С чем остается зритель этого фильма? В первые часа два, судя по моему зрительскому опыту, — с ужасом и даже раздражением против автора: это хочется забыть, избыть, объявить небывшим. Дальше начинаешь с этим жить, потому что отделаться не получается. И главное, с чем остаешься, — это нота надрывной, слезной жалости, невыносимого, рвущего душу сострадания. Я не помню в русском кинематографе столь жестокого и притом столь женского фильма: Смирнов умудрился обойтись без натурализма и добиться нужного эффекта средствами искусства.

Среди его обреченной России живет живая душа, и жизнь у нее одна, второй не будет. Почему она страдает за общий грех? Почему в этом огромном пространстве ей некуда деться? История расправится с теми, кто плюет на ее законы, — но что делать одной-единственной ни в чем не повинной бабе, жизнь которой пришлась на это время и это место? Кто за нее ответит — и более того, кто о ней вспомнит?

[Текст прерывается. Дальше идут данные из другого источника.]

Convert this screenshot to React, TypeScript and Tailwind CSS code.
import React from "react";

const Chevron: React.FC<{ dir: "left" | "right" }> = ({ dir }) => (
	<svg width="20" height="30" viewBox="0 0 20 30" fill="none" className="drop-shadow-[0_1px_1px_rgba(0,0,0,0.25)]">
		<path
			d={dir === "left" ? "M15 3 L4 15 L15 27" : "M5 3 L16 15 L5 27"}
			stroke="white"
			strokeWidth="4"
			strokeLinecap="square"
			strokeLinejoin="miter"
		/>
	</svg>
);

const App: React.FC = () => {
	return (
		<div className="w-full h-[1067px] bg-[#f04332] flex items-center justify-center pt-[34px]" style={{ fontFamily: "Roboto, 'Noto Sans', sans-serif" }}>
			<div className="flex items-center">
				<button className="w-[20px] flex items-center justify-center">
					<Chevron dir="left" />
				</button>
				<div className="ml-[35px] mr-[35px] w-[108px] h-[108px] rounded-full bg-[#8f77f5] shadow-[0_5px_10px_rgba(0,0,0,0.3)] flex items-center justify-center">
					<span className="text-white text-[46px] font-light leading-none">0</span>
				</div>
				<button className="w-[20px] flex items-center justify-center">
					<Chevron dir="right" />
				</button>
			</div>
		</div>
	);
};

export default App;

Вот об этом — о муках одной человеческой души в граде обреченном — он и снял. Без надежды, но с бесконечной любовью и мукой. Двадцать пять лет писал, переписывал, снимал, монтировал, ищет теперь прокатчика.

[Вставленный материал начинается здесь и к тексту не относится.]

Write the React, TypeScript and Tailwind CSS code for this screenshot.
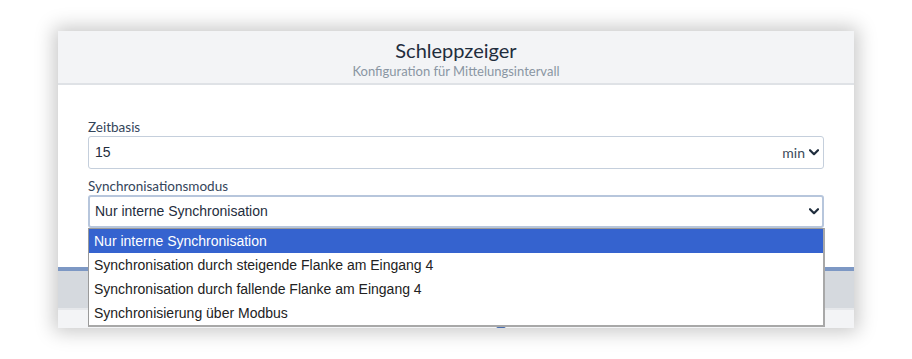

В другое время я бы уверенно предсказал Дарье Екамасовой — исполнительнице главной роли — что она проснется знаменитой. Сейчас у меня нет даже уверенности, что фильм Смирнова кто-нибудь поймет на крупнейших международных фестивалях, и уж тем более — что его покажут в российской провинции, где он только и может быть понят по-настоящему. Конечно, можно сказать, что главное сделано, а там хоть трава не расти. Но кинематограф — такое искусство, что без понимающего и уважительного восприятия он не живет. А то, что нам про нас рассказал Смирнов, — очень уж расходится с тем, что мы сегодня хотим слышать и способны понять.

Так что никакой утешительной ноты я здесь предложить не могу — должна же рецензия хоть отчасти соответствовать картине. Не утешаться же фразой о том, что высший подвиг — тот, которого никто не заметит.